What would change my mind

I would exit the trade or flip to neutral/short if Domino's reports a material and sustained deterioration in same-store sales or margin guidance in the next quarterly release, if management provides weak visibility on turnaround plans, or if free cash flow guidance meaningfully declines from current levels. Conversely, a credible acceleration in same-store sales or a material increase in buybacks/dividends would validate a higher target and potentially move this from a swing trade to a position trade.

Conclusion

Domino's is a classic case where steady cash generation and a shareholder-friendly capital return profile justify paying up even when growth has slowed. The current price sits within reach of the 52-week low, but the business still produces substantial free cash flow and pays a meaningful dividend. For mid-term traders who can accept execution and macro risk, buying at $300 with a stop at $282 and a target of $350 over 45 trading days offers a favorable risk/reward that balances cash-flow security with upside from a sentiment and operational rebound.
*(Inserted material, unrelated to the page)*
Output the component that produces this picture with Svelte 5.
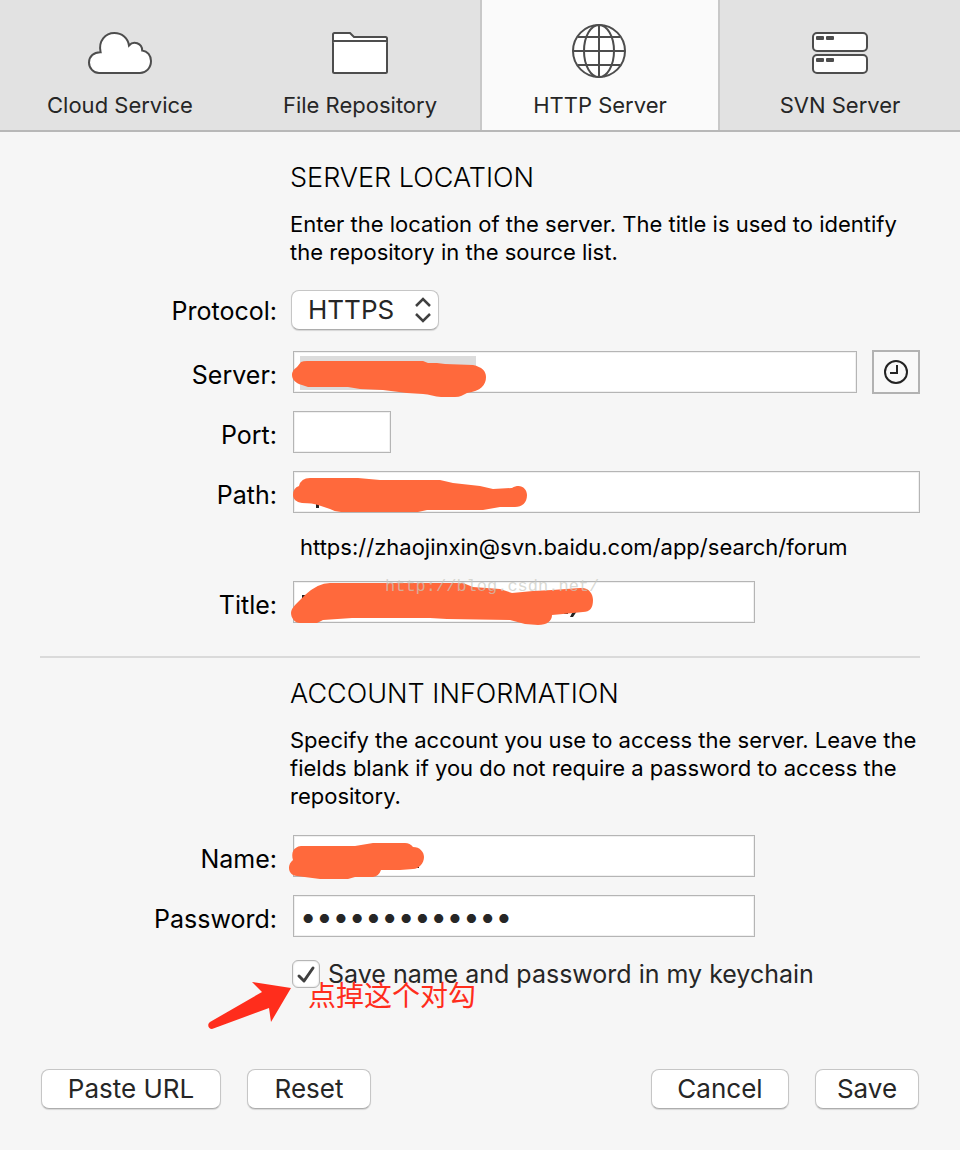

Key data snapshot (select metrics)

Metric Value
Market cap $9.96B
Free cash flow $654.1M
P/E (trailing) ~16.8x
EV/EBITDA ~13.9x
Dividend (annual) $1.99 / share (~2.4% yield)
52-week range $282 - $496

Trade plan recap: Buy Domino's at $300.00, stop $282.00, target $350.00, horizon mid term (45 trading days). Keep position sizing disciplined and watch earnings, management communication and same-store sales cadence closely.

Risks

  • Further deterioration in same-store sales or margin compression.
  • Management transition fails to restore investor confidence or deliver a credible turnaround plan.
  • Intensifying competition and discounting in the pizza/delivery segment that pressures pricing.
  • Macro-driven pullback in discretionary dining hurting traffic and franchise economics.